Managing data and infrastructure across multiple clouds is challenging enough. But when it comes to truly understanding what’s happening at every level—who’s accessing what, where changes occur, how resources are being used—audit logs become indispensable. For engineers and managers working in multi-cloud environments, getting a handle on audit logs is critical to maintaining security, compliance, and operational clarity.
This post explores the what, why, and how of multi-cloud audit logs, along with practical methods to make log management less daunting.
What Are Audit Logs in Multi-Cloud Environments?
Audit logs are records of events and actions within your systems, networks, or applications. They provide timestamped details for activities like user access, configuration changes, or system interactions. In multi-cloud environments, you deal with audit logs generated by services across cloud providers like AWS, Azure, Google Cloud, and others.
Key Challenges
- Volume of Logs: Multi-cloud setups exponentially increase the number of logs you must track.
- Fragmentation: Each provider uses different formats and schemas for logging.
- Scaling Issues: Manual aggregation and analysis become almost impossible as infrastructure scales.
- Complex Access Control: Ensuring the right people have access to the right logs is another layer of difficulty.
Why Audit Logs Matter in Multi-Cloud Workflows
Audit logs go far beyond just troubleshooting. They provide essential insights and support key objectives:
- Incident Response and Security: Identifying unauthorized access or unusual activity becomes easier with centralized visibility.
- Compliance and Governance: Many industries require a well-documented audit trail to meet legal or regulatory requirements.
- Performance Monitoring: Logs can help track and optimize resource usage across clouds.
- Root-Cause Analysis: The first step to solving operational incidents often starts with combing through logs.

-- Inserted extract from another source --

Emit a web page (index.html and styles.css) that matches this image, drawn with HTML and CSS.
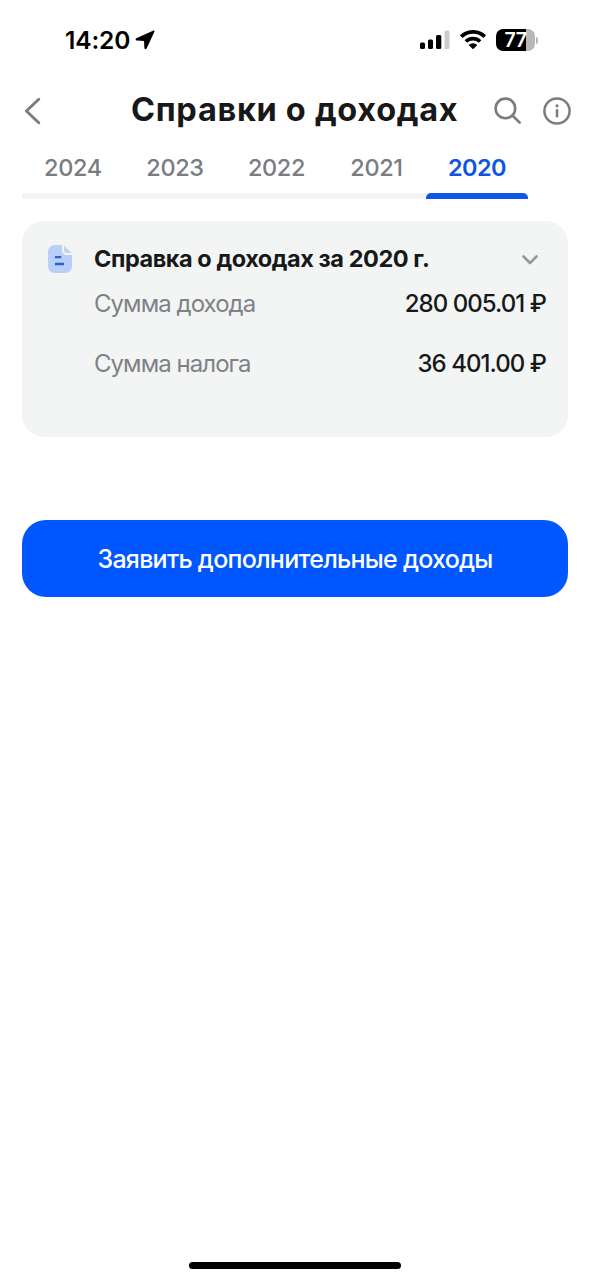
FILE: index.html
```html
<!DOCTYPE html>
<html lang="ru">
<head>
<meta charset="utf-8">
<meta name="viewport" content="width=device-width, initial-scale=1">
<title>Справки о доходах</title>
<link rel="stylesheet" href="styles.css">
</head>
<body>
<div class="screen">
  <div class="status">
    <div class="status-left">
      <span class="time">14:20</span>
      <svg class="location" width="20" height="20" viewBox="0 0 20 20"><path d="M18 .7 1.300 8.300C.1 8.900.5 10.500 1.800 10.500L9 10.900 9.400 18C9.500 19.300 11 19.600 11.600 18.400L19.300 2.100C19.800 1 19.100.2 18 .7Z"/></svg>
    </div>
    <div class="status-right">
      <svg width="30" height="20" viewBox="0 0 30 20"><rect x="0" y="12.500" width="5" height="6.500" rx="1.500"/><rect x="8" y="9.500" width="5" height="9.500" rx="1.500"/><rect x="16" y="5" width="5.300" height="14" rx="1.500"/><rect class="dim" x="24.500" y="0.500" width="5" height="18.500" rx="1.500"/></svg>
      <svg class="wifi" width="28" height="20" viewBox="0 0 28 20"><path class="arc" d="M2.200 6.600a17 17 0 0 1 23.600 0M6.900 11.500a10.300 10.300 0 0 1 14.200 0"/><path d="M9.600 15a6.400 6.400 0 0 1 8.800 0L14 19.300Z"/></svg>
      <div class="battery"><span class="level">77</span></div>
      <span class="battery-tip"></span>
    </div>
  </div>
  <header class="header">
    <svg class="back" width="18" height="28" viewBox="0 0 18 28"><path d="M14.800 2.200 2.400 14 14.800 25.800"/></svg>
    <h1 class="title">Справки о доходах</h1>
    <svg class="search" width="28" height="28" viewBox="0 0 28 28"><circle cx="11.400" cy="11.400" r="9.800"/><path d="m18.500 18.500 7.200 7.200"/></svg>
    <svg class="info" width="30" height="30" viewBox="0 0 30 30"><circle cx="15" cy="15" r="12.600"/><path d="M15 14.200v6"/><circle class="dot" cx="15" cy="9.800" r="1.600"/></svg>
  </header>
  <nav class="tabs">
    <a class="tab">2024</a>
    <a class="tab">2023</a>
    <a class="tab">2022</a>
    <a class="tab">2021</a>
    <a class="tab active">2020</a>
  </nav>
  <section class="card">
    <div class="card-head">
      <svg class="doc" width="24" height="28" viewBox="0 0 24 28"><path class="page" d="M6.500 0H14v5c0 3.300 1.700 5 5 5h5v11.500a6.500 6.500 0 0 1-6.500 6.500h-11A6.500 6.500 0 0 1 0 21.500v-15A6.500 6.500 0 0 1 6.500 0Z"/><path class="fold" d="M16 .8 23.500 8H19c-2 0-3-1-3-3Z"/><path class="lines" d="M7 12.200h6.200M7 19h9"/></svg>
      <h2 class="card-title">Справка о доходах за 2020 г.</h2>
      <svg class="chevron" width="18" height="12" viewBox="0 0 18 12"><path d="m2.500 2.500 6.500 6.500 6.500-6.500"/></svg>
    </div>
    <div class="row"><span class="label">Сумма дохода</span><span class="value">280 005.01 ₽</span></div>
    <div class="row"><span class="label">Сумма налога</span><span class="value">36 401.00 ₽</span></div>
  </section>
  <button class="primary">Заявить дополнительные доходы</button>
  <div class="home"></div>
</div>
</body>
</html>
```

FILE: styles.css
```css
* { box-sizing: border-box; }
body {
  margin: 0;
  background: #fff;
  color: #17181a;
  font-family: Inter, "Liberation Sans", sans-serif;
}
svg { display: block; flex: none; }
span, h1, h2, a { white-space: nowrap; }
.screen {
  height: 1280px;
  display: flex;
  flex-direction: column;
  overflow: hidden;
}
.status {
  height: 80px;
  padding: 0 52px 0 65px;
  display: flex;
  justify-content: space-between;
  align-items: center;
}
.status-left, .status-right { display: flex; align-items: center; }
.time { font-size: 24.5px; font-weight: 600; line-height: 30px; letter-spacing: -0.15px; color: #000; }
.location { margin-left: 5px; }
.dim { fill: #cbcbcb; }
.wifi { margin-left: 9px; }
.arc { fill: none; stroke: #000; stroke-width: 3.7; }
.battery {
  width: 39px;
  height: 22px;
  margin-left: 9px;
  border-radius: 7px;
  background: linear-gradient(to right, #000 30px, #b8b8b8 30px);
  display: flex;
  justify-content: center;
}
.level { font-size: 19.5px; line-height: 23px; font-weight: 600; letter-spacing: -0.5px; color: #fff; }
.battery-tip { width: 2px; height: 7px; margin-left: 1px; border-radius: 0 3px 3px 0; background: #b8b8b8; }
.header {
  height: 62px;
  padding: 0 18px 0 24px;
  display: flex;
  align-items: center;
}
.back, .search, .info { fill: none; stroke: #7b7c80; stroke-width: 2.9; stroke-linecap: round; stroke-linejoin: round; }
.title {
  margin: 0 0 3px 89px;
  width: 327px;
  font-size: 32.5px;
  line-height: 40px;
  font-weight: 700;
  letter-spacing: 0.7px;
}
.search { margin-left: 36px; stroke-width: 2.6; }
.info { margin-left: auto; stroke-width: 2.5; }
.dot { fill: #7b7c80; stroke: none; }
.tabs {
  width: 506px;
  height: 57px;
  margin-left: 22px;
  display: grid;
  grid-template-columns: 102px 102px 101px 99px 102px;
  background: linear-gradient(#f4f4f5, #f4f4f5) no-repeat 0 100% / 100% 6px;
  border-radius: 3px;
}
.tab {
  padding-top: 11px;
  text-align: center;
  font-size: 23.5px;
  line-height: 30px;
  font-weight: 500;
  letter-spacing: -0.35px;
  color: #7b7c82;
}
.tab.active { color: #0f55e0; font-weight: 600; letter-spacing: -0.6px; display: flex; flex-direction: column; justify-content: space-between; }
.tab.active::after { content: ""; height: 6px; border-radius: 5px 5px 0 0; background: #0f55e8; }
.card {
  height: 216px;
  margin: 22px 22px 0;
  padding: 23px 22px 0 26px;
  border-radius: 22px;
  background: #f3f5f5;
}
.card-head { height: 30px; display: flex; align-items: center; }
.page { fill: #b9cffa; }
.fold { fill: #c6d0e8; }
.lines { fill: none; stroke: #2861d0; stroke-width: 2.3; }
.card-title { margin: 0 0 0 22px; font-size: 23.5px; line-height: 30px; font-weight: 700; letter-spacing: -0.45px; }
.chevron { margin: 2px 7px 0 auto; fill: none; stroke: #96989b; stroke-width: 2.6; stroke-linecap: round; stroke-linejoin: round; }
.row {
  height: 30px;
  margin: 15px 0 0 46px;
  display: flex;
  justify-content: space-between;
  font-size: 24px;
  line-height: 30px;
  letter-spacing: -0.95px;
}
.row + .row { margin-top: 30px; }
.label { color: #7f8186; }
.value { font-weight: 500; }
.primary {
  height: 77px;
  margin: 83px 22px 0;
  padding: 0;
  border: 0;
  border-radius: 24px;
  background: #0057ff;
  color: #fff;
  font: 500 25px/32px Inter, "Liberation Sans", sans-serif;
  letter-spacing: -0.75px;
}
.home {
  width: 212px;
  height: 7px;
  margin: auto auto 11px;
  border-radius: 4px;
  background: #000;
}
```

Without a clear strategy for managing multi-cloud audit logs, missed anomalies or slow incident response could lead to significant downtime, breaches, or compliance failures.
How to Manage Audit Logs Across Clouds Effectively
Here’s how you can create an actionable approach to simplify audit log management:
Step 1: Centralized Log Aggregation
Bring all your audit logs into one place. Use tools or APIs that support log ingestion from multiple providers. Centralization is crucial to achieving a unified view across all your environments.
Why it matters: Without aggregation, log data stays siloed, making analysis inefficient and error-prone.